Rows from a dataset of pages and code
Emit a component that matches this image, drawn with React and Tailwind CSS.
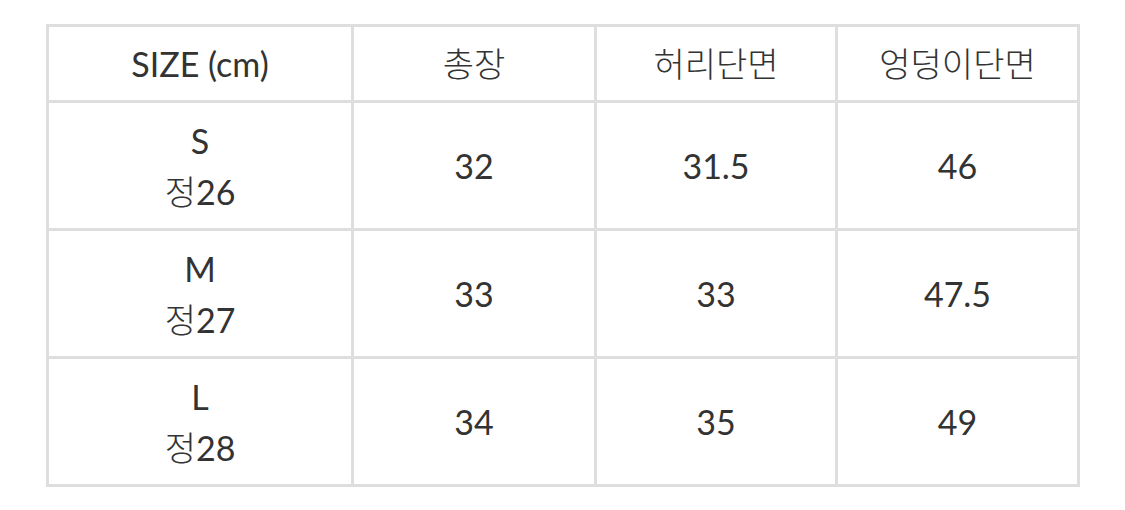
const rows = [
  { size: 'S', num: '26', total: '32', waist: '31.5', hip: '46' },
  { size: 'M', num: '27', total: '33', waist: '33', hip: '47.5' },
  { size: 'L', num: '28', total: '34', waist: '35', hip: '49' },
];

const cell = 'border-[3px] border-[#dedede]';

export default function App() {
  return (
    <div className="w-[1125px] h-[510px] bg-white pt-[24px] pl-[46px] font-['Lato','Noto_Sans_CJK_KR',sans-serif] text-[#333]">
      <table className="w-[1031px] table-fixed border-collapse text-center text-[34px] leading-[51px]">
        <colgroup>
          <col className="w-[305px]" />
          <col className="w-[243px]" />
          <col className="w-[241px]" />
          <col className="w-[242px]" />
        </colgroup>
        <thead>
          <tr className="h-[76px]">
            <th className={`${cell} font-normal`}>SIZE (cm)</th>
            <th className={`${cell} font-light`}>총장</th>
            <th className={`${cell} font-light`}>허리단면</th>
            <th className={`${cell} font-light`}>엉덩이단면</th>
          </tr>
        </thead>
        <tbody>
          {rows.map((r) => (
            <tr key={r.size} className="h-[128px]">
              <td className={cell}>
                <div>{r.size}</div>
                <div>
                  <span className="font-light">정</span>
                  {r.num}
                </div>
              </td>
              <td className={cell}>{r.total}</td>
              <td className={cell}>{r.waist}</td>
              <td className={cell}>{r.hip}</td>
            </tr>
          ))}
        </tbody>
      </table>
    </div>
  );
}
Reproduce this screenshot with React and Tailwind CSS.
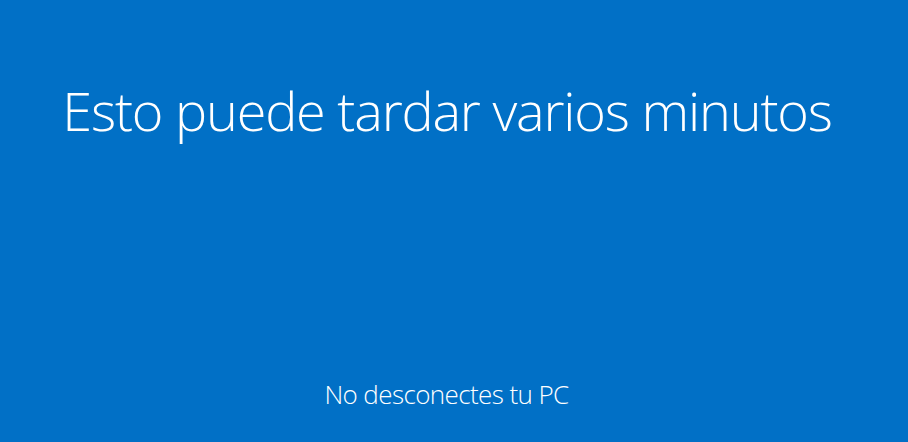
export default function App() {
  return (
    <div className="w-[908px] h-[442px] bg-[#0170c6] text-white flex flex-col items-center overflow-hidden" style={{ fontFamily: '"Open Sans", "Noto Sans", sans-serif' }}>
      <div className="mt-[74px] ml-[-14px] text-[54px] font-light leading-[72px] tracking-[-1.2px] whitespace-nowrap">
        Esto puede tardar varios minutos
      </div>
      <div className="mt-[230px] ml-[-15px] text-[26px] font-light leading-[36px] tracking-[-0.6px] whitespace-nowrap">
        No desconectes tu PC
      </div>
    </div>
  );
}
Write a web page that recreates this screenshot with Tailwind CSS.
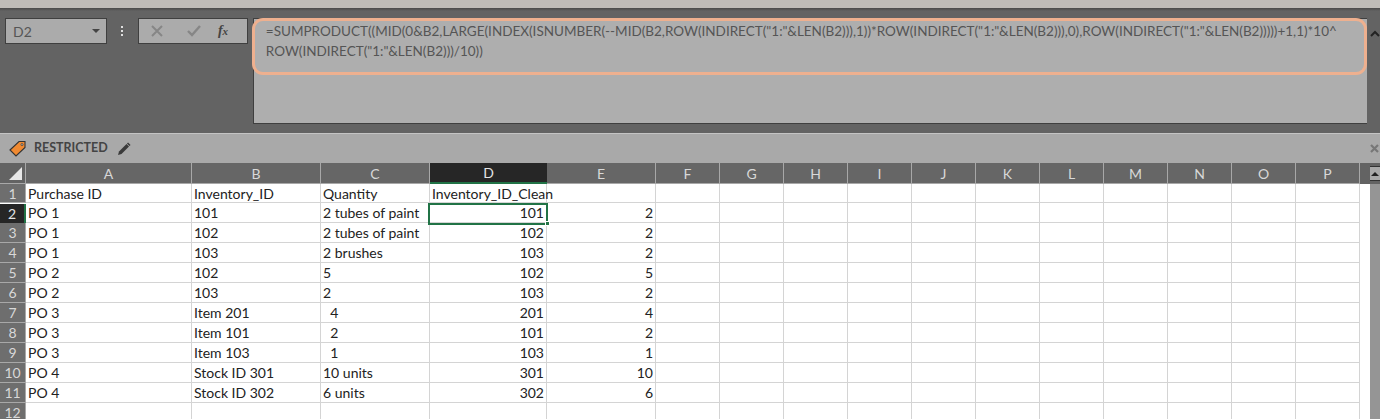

> **PROBLEM**
All of the entries above should be duplicated exactly, except for the pictures.

> **FULL RESPONSE**
Emit a component that matches this image, drawn with React and Tailwind CSS.
const rows = [
  { size: 'S', num: '26', total: '32', waist: '31.5', hip: '46' },
  { size: 'M', num: '27', total: '33', waist: '33', hip: '47.5' },
  { size: 'L', num: '28', total: '34', waist: '35', hip: '49' },
];

const cell = 'border-[3px] border-[#dedede]';

export default function App() {
  return (
    <div className="w-[1125px] h-[510px] bg-white pt-[24px] pl-[46px] font-['Lato','Noto_Sans_CJK_KR',sans-serif] text-[#333]">
      <table className="w-[1031px] table-fixed border-collapse text-center text-[34px] leading-[51px]">
        <colgroup>
          <col className="w-[305px]" />
          <col className="w-[243px]" />
          <col className="w-[241px]" />
          <col className="w-[242px]" />
        </colgroup>
        <thead>
          <tr className="h-[76px]">
            <th className={`${cell} font-normal`}>SIZE (cm)</th>
            <th className={`${cell} font-light`}>총장</th>
            <th className={`${cell} font-light`}>허리단면</th>
            <th className={`${cell} font-light`}>엉덩이단면</th>
          </tr>
        </thead>
        <tbody>
          {rows.map((r) => (
            <tr key={r.size} className="h-[128px]">
              <td className={cell}>
                <div>{r.size}</div>
                <div>
                  <span className="font-light">정</span>
                  {r.num}
                </div>
              </td>
              <td className={cell}>{r.total}</td>
              <td className={cell}>{r.waist}</td>
              <td className={cell}>{r.hip}</td>
            </tr>
          ))}
        </tbody>
      </table>
    </div>
  );
}
Reproduce this screenshot with React and Tailwind CSS.
export default function App() {
  return (
    <div className="w-[908px] h-[442px] bg-[#0170c6] text-white flex flex-col items-center overflow-hidden" style={{ fontFamily: '"Open Sans", "Noto Sans", sans-serif' }}>
      <div className="mt-[74px] ml-[-14px] text-[54px] font-light leading-[72px] tracking-[-1.2px] whitespace-nowrap">
        Esto puede tardar varios minutos
      </div>
      <div className="mt-[230px] ml-[-15px] text-[26px] font-light leading-[36px] tracking-[-0.6px] whitespace-nowrap">
        No desconectes tu PC
      </div>
    </div>
  );
}
Write a web page that recreates this screenshot with Tailwind CSS.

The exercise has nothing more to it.